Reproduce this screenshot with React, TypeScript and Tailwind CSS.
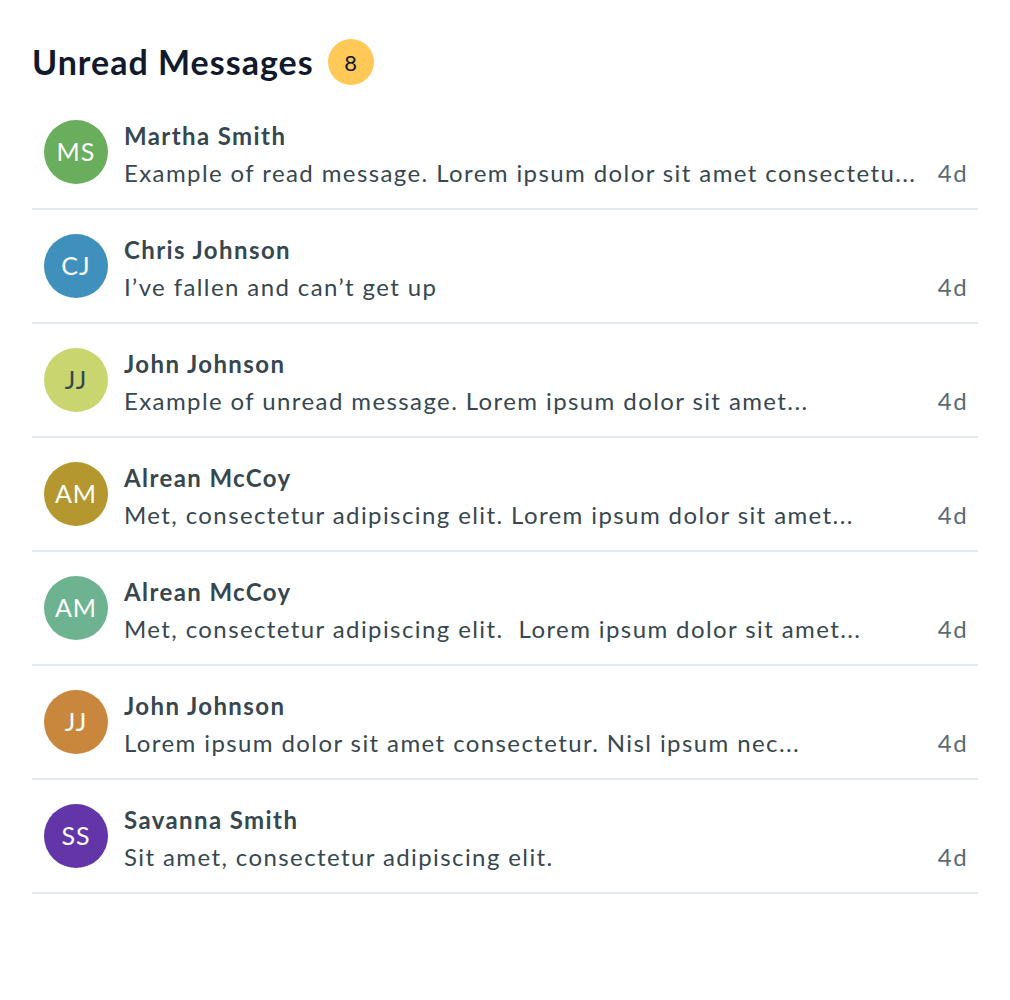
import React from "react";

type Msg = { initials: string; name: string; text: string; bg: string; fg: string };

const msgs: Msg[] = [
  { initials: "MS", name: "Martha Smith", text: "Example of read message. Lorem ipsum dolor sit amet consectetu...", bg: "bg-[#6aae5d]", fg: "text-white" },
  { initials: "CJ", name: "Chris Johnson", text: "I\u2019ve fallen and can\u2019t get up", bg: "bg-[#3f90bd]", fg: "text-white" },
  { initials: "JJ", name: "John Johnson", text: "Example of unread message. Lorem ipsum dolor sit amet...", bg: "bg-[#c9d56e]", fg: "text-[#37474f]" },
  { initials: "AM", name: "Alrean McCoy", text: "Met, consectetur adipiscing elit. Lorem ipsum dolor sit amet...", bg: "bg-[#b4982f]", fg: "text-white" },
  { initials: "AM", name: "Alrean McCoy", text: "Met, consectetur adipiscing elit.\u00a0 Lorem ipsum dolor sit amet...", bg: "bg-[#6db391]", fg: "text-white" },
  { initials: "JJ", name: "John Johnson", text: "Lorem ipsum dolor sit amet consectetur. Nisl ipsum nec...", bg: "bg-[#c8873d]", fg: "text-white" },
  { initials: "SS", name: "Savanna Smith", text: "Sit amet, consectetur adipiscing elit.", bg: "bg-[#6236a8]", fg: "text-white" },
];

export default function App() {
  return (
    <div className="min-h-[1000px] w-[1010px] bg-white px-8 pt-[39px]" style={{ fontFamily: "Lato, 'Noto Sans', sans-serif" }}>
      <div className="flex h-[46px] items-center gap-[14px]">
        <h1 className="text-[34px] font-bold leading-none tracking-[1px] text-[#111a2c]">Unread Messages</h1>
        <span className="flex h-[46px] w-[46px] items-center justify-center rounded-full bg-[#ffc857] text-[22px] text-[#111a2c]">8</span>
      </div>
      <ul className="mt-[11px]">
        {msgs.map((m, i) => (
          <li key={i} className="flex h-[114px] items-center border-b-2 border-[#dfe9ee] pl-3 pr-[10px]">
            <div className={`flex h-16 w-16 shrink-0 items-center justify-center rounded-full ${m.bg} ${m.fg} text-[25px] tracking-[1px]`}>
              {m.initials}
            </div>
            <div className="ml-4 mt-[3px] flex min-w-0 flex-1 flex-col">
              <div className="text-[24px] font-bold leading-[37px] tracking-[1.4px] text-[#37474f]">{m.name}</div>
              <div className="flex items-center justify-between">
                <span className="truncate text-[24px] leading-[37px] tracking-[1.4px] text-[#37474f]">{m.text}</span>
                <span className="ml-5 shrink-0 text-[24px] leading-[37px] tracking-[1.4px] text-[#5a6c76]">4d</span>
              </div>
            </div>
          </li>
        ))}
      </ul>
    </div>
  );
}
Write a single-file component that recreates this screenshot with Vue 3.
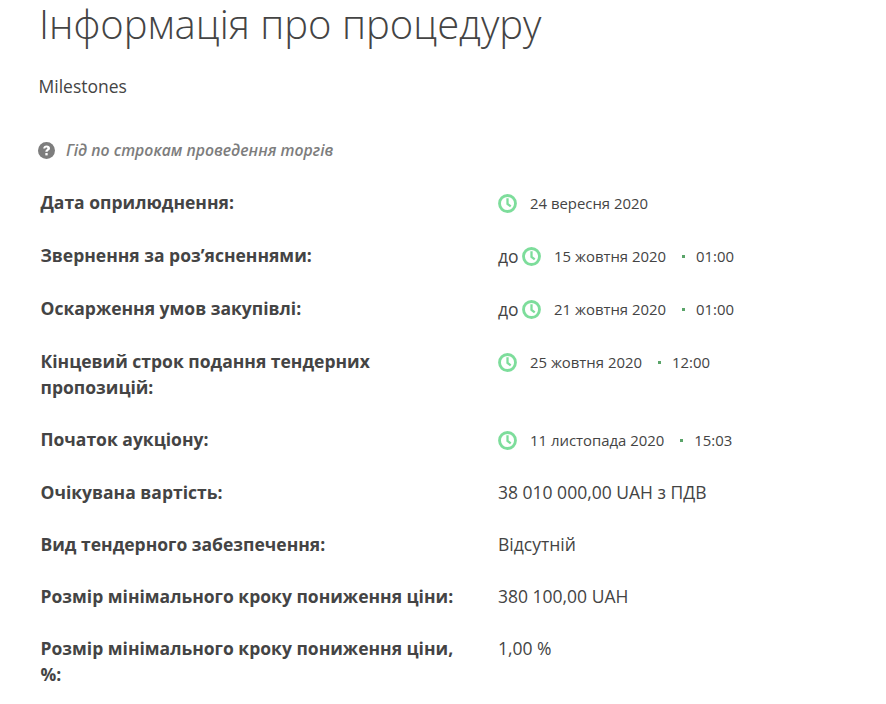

--------------------

PROBLEM TO WORK ON: Reproduce the records verbatim, omitting all images they contain.

FULL OUTPUT:
Reproduce this screenshot with React, TypeScript and Tailwind CSS.
import React from "react";

type Msg = { initials: string; name: string; text: string; bg: string; fg: string };

const msgs: Msg[] = [
  { initials: "MS", name: "Martha Smith", text: "Example of read message. Lorem ipsum dolor sit amet consectetu...", bg: "bg-[#6aae5d]", fg: "text-white" },
  { initials: "CJ", name: "Chris Johnson", text: "I\u2019ve fallen and can\u2019t get up", bg: "bg-[#3f90bd]", fg: "text-white" },
  { initials: "JJ", name: "John Johnson", text: "Example of unread message. Lorem ipsum dolor sit amet...", bg: "bg-[#c9d56e]", fg: "text-[#37474f]" },
  { initials: "AM", name: "Alrean McCoy", text: "Met, consectetur adipiscing elit. Lorem ipsum dolor sit amet...", bg: "bg-[#b4982f]", fg: "text-white" },
  { initials: "AM", name: "Alrean McCoy", text: "Met, consectetur adipiscing elit.\u00a0 Lorem ipsum dolor sit amet...", bg: "bg-[#6db391]", fg: "text-white" },
  { initials: "JJ", name: "John Johnson", text: "Lorem ipsum dolor sit amet consectetur. Nisl ipsum nec...", bg: "bg-[#c8873d]", fg: "text-white" },
  { initials: "SS", name: "Savanna Smith", text: "Sit amet, consectetur adipiscing elit.", bg: "bg-[#6236a8]", fg: "text-white" },
];

export default function App() {
  return (
    <div className="min-h-[1000px] w-[1010px] bg-white px-8 pt-[39px]" style={{ fontFamily: "Lato, 'Noto Sans', sans-serif" }}>
      <div className="flex h-[46px] items-center gap-[14px]">
        <h1 className="text-[34px] font-bold leading-none tracking-[1px] text-[#111a2c]">Unread Messages</h1>
        <span className="flex h-[46px] w-[46px] items-center justify-center rounded-full bg-[#ffc857] text-[22px] text-[#111a2c]">8</span>
      </div>
      <ul className="mt-[11px]">
        {msgs.map((m, i) => (
          <li key={i} className="flex h-[114px] items-center border-b-2 border-[#dfe9ee] pl-3 pr-[10px]">
            <div className={`flex h-16 w-16 shrink-0 items-center justify-center rounded-full ${m.bg} ${m.fg} text-[25px] tracking-[1px]`}>
              {m.initials}
            </div>
            <div className="ml-4 mt-[3px] flex min-w-0 flex-1 flex-col">
              <div className="text-[24px] font-bold leading-[37px] tracking-[1.4px] text-[#37474f]">{m.name}</div>
              <div className="flex items-center justify-between">
                <span className="truncate text-[24px] leading-[37px] tracking-[1.4px] text-[#37474f]">{m.text}</span>
                <span className="ml-5 shrink-0 text-[24px] leading-[37px] tracking-[1.4px] text-[#5a6c76]">4d</span>
              </div>
            </div>
          </li>
        ))}
      </ul>
    </div>
  );
}
Write a single-file component that recreates this screenshot with Vue 3.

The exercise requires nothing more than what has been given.